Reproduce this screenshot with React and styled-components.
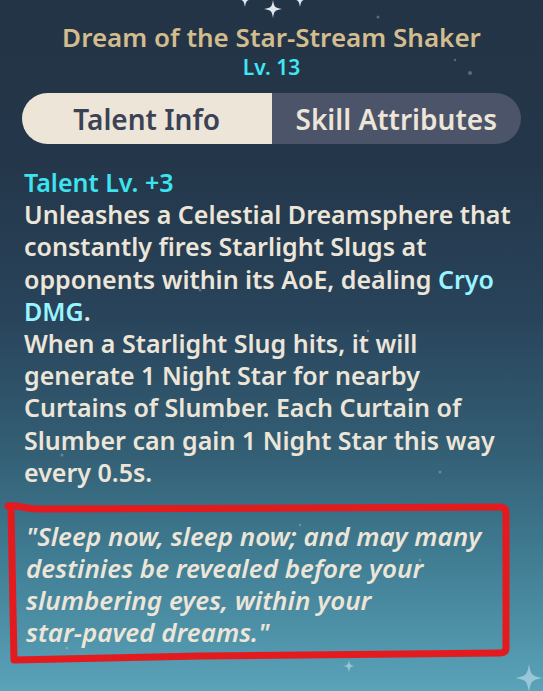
import React from 'react';
import styled, { createGlobalStyle } from 'styled-components';

const GlobalStyle = createGlobalStyle`
  html, body {
    margin: 0;
    padding: 0;
    background: #233446;
  }
  * {
    box-sizing: border-box;
  }
`;

const Star = ({ cx, cy, r }) => (
  <path
    d={`M ${cx} ${cy - r} C ${cx + r * 0.14} ${cy - r * 0.2} ${cx + r * 0.2} ${cy - r * 0.14} ${cx + r} ${cy}
        C ${cx + r * 0.2} ${cy + r * 0.14} ${cx + r * 0.14} ${cy + r * 0.2} ${cx} ${cy + r}
        C ${cx - r * 0.14} ${cy + r * 0.2} ${cx - r * 0.2} ${cy + r * 0.14} ${cx - r} ${cy}
        C ${cx - r * 0.2} ${cy - r * 0.14} ${cx - r * 0.14} ${cy - r * 0.2} ${cx} ${cy - r} Z`}
  />
);

const App = () => {
  return (
    <>
      <GlobalStyle />
      <Page>
        <Sparkles width="543" height="691" viewBox="0 0 543 691">
          <g fill="#dfe6ee">
            <Star cx={245} cy={-1} r={8} />
            <Star cx={273} cy={9} r={9} />
            <Star cx={300} cy={-1} r={8} />
          </g>
          <g fill="#cfe8f2" opacity="0.55">
            <Star cx={349} cy={666} r={6} />
            <Star cx={529} cy={678} r={14} />
          </g>
          <g fill="#b9d3df" opacity="0.35">
            <circle cx="378" cy="17" r="1.5" />
            <circle cx="455" cy="60" r="1.2" />
            <circle cx="470" cy="73" r="2" />
            <circle cx="200" cy="290" r="1.5" />
            <circle cx="380" cy="273" r="1.5" />
            <circle cx="368" cy="331" r="1.2" />
            <circle cx="440" cy="472" r="1.5" />
            <circle cx="62" cy="455" r="1.5" />
            <circle cx="45" cy="508" r="2" />
            <circle cx="67" cy="648" r="1.5" />
            <circle cx="300" cy="525" r="1.2" />
            <circle cx="420" cy="560" r="1.5" />
          </g>
        </Sparkles>

        <Header>
          <Title>Dream of the Star-Stream Shaker</Title>
          <Level>Lv. 13</Level>
        </Header>

        <TabBar>
          <Tab $active>Talent Info</Tab>
          <Tab>Skill Attributes</Tab>
        </TabBar>

        <Description>
          <Highlight>Talent Lv. +3</Highlight>
          <br />
          Unleashes a Celestial Dreamsphere that
          <br />
          constantly fires Starlight Slugs at
          <br />
          opponents within its AoE, dealing <Cryo>Cryo</Cryo>
          <br />
          <Cryo>DMG</Cryo>.
          <br />
          When a Starlight Slug hits, it will
          <br />
          generate 1 Night Star for nearby
          <br />
          Curtains of Slumber. Each Curtain of
          <br />
          Slumber can gain 1 Night Star this way
          <br />
          every 0.5s.
        </Description>

        <QuoteBlock>
          <Quote>
            "Sleep now, sleep now; and may many
            <br />
            destinies be revealed before your
            <br />
            slumbering eyes, within your
            <br />
            star-paved dreams."
          </Quote>
          <Annotation width="543" height="180" viewBox="0 0 543 180">
            <path
              d="M 8 4 C 16 2 22 7 40 7 L 300 6 L 500 5 Q 506 5 506 11 L 506 146 Q 506 151 500 151 L 200 154 L 14 158 L 11 6"
              fill="none"
              stroke="#e31b1f"
              strokeWidth="7"
              strokeLinecap="round"
              strokeLinejoin="round"
            />
          </Annotation>
        </QuoteBlock>
      </Page>
    </>
  );
};

const Page = styled.div`
  position: relative;
  width: 543px;
  height: 691px;
  overflow: hidden;
  padding: 20px 22px 0;
  background: linear-gradient(
    180deg,
    #233446 0%,
    #243649 22%,
    #28435a 45%,
    #335e74 65%,
    #3f7b91 80%,
    #5aa3b9 100%
  );
  font-family: 'Noto Sans', 'Open Sans', sans-serif;
`;

const Sparkles = styled.svg`
  position: absolute;
  top: 0;
  left: 0;
  pointer-events: none;
`;

const Header = styled.div`
  position: relative;
  display: flex;
  flex-direction: column;
  align-items: center;
`;

const Title = styled.div`
  font-size: 26px;
  font-weight: 600;
  line-height: 34px;
  color: #d3bc8e;
  white-space: nowrap;
`;

const Level = styled.div`
  font-size: 21px;
  font-weight: 600;
  line-height: 26px;
  color: #3fe7f2;
`;

const TabBar = styled.div`
  position: relative;
  display: flex;
  height: 51px;
  margin-top: 13px;
  border-radius: 26px;
  overflow: hidden;
`;

const Tab = styled.div`
  flex: 1;
  display: flex;
  align-items: center;
  justify-content: center;
  font-size: 28px;
  font-weight: 600;
  background: ${(p) => (p.$active ? '#ece5d8' : '#4b5469')};
  color: ${(p) => (p.$active ? '#3b4255' : '#ece5d8')};
  white-space: nowrap;
`;

const Description = styled.div`
  position: relative;
  margin-top: 22px;
  padding-left: 2px;
  font-size: 25px;
  font-weight: 600;
  line-height: 32.2px;
  color: #ece5d8;
  white-space: nowrap;
`;

const Highlight = styled.span`
  color: #3ee3f0;
`;

const Cryo = styled.span`
  color: #99f4ff;
`;

const QuoteBlock = styled.div`
  position: relative;
  margin: 14px 0 0 -22px;
  width: 543px;
  height: 180px;
`;

const Quote = styled.div`
  padding: 18px 0 0 26px;
  font-size: 26px;
  font-style: italic;
  font-weight: 600;
  line-height: 32px;
  color: #ece5d8;
  white-space: nowrap;
`;

const Annotation = styled.svg`
  position: absolute;
  top: 0;
  left: 0;
  pointer-events: none;
`;

export default App;
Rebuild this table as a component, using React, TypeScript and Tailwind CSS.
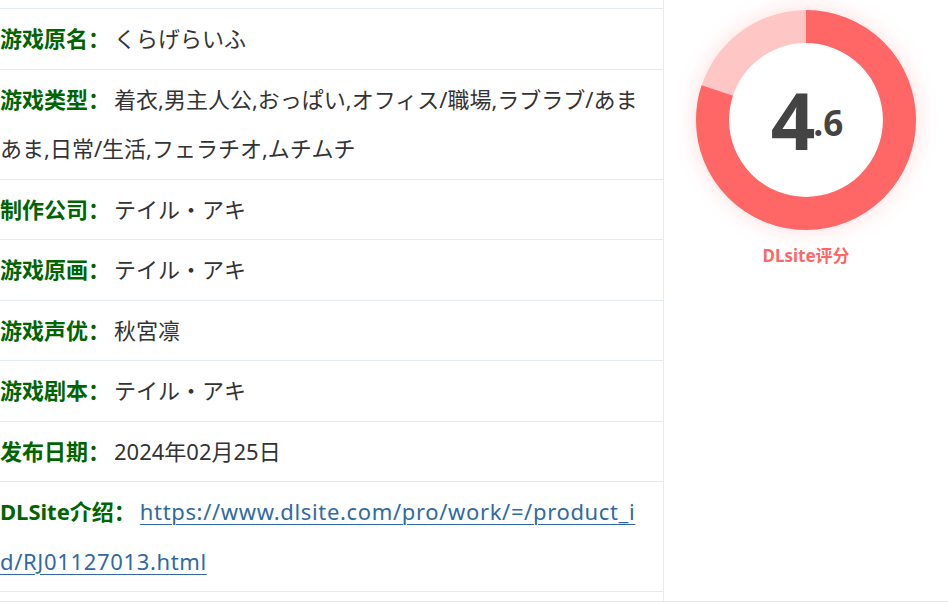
import React from 'react';

type Row = { label: string; value: string; link?: boolean };

const rows: Row[] = [
  { label: '游戏原名：', value: 'くらげらいふ' },
  { label: '游戏类型：', value: '着衣,男主人公,おっぱい,オフィス/職場,ラブラブ/あまあま,日常/生活,フェラチオ,ムチムチ' },
  { label: '制作公司：', value: 'テイル・アキ' },
  { label: '游戏原画：', value: 'テイル・アキ' },
  { label: '游戏声优：', value: '秋宮凛' },
  { label: '游戏剧本：', value: 'テイル・アキ' },
  { label: '发布日期：', value: '2024年02月25日' },
  { label: 'DLSite介绍：', value: 'https://www.dlsite.com/pro/work/=/product_id/RJ01127013.html', link: true },
];

function ScoreDonut({ score }: { score: number }) {
  const r = 93.5;
  const c = 2 * Math.PI * r;
  const part = c * 0.8;
  return (
    <div className="relative w-[220px] h-[220px] rounded-full shadow-[0_0_22px_rgba(255,102,102,0.22)]">
      <svg width="220" height="220" viewBox="0 0 220 220" className="block">
        <circle cx="110" cy="110" r={r} fill="none" stroke="#ffc6c6" strokeWidth="33" />
        <circle
          cx="110"
          cy="110"
          r={r}
          fill="none"
          stroke="#ff6666"
          strokeWidth="33"
          strokeDasharray={`${part} ${c - part}`}
          transform="rotate(-90 110 110)"
        />
      </svg>
      <div className="absolute inset-0 flex items-center justify-center font-['Open_Sans','Noto_Sans',sans-serif] font-bold text-[#444] pl-[2px]">
        <span className="text-[78px] leading-none tracking-[-2px]">{Math.floor(score)}</span>
        <span className="text-[35px] leading-none mt-[4px]">.{Math.round((score % 1) * 10)}</span>
      </div>
    </div>
  );
}

export default function App() {
  return (
    <div className="w-[948px] h-[603px] bg-white overflow-hidden font-['Noto_Sans','Noto_Sans_CJK_SC',sans-serif]">
      <div className="flex border-b border-[#e3ebf3] h-[602px]">
        <div className="w-[664px] border-r border-[#e3ebf3] pt-[8px]">
          {rows.map((row, i) => (
            <div
              key={i}
              className={`border-t border-[#e3ebf3] py-[5px] pr-[18px] text-[22px] leading-[49.5px] text-[#333] break-all ${i === rows.length - 1 ? 'border-b' : ''}`}
            >
              <strong className="text-[#006400] font-bold">{row.label}</strong>
              {row.link ? (
                <a href="#" className="ml-[4px] text-[#2f6aa3] underline underline-offset-[4px] decoration-1 tracking-[0.65px]">{row.value}</a>
              ) : (
                <span className="ml-[4px]">{row.value}</span>
              )}
            </div>
          ))}
        </div>
        <div className="flex-1 flex flex-col items-center pt-[10px]">
          <ScoreDonut score={4.6} />
          <div className="mt-[15px] text-[17px] leading-[22px] font-bold text-[#ff6666]">DLsite评分</div>
        </div>
      </div>
    </div>
  );
}
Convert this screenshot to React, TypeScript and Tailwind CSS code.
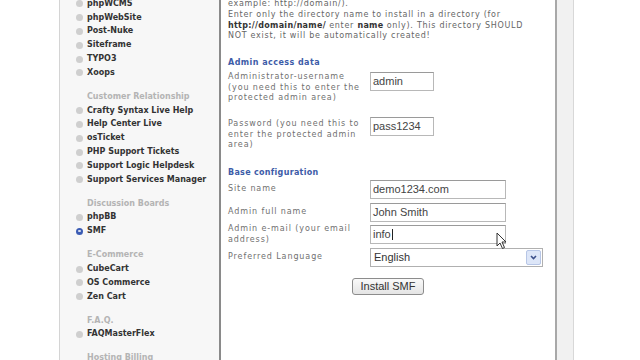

OBJECTIVE:
Go through the records. Copy each line where "this" appears.

THE REPLY:
Reproduce this screenshot with React and styled-components.
          Slumber can gain 1 Night Star this way
Rebuild this table as a component, using React, TypeScript and Tailwind CSS.
Convert this screenshot to React, TypeScript and Tailwind CSS code.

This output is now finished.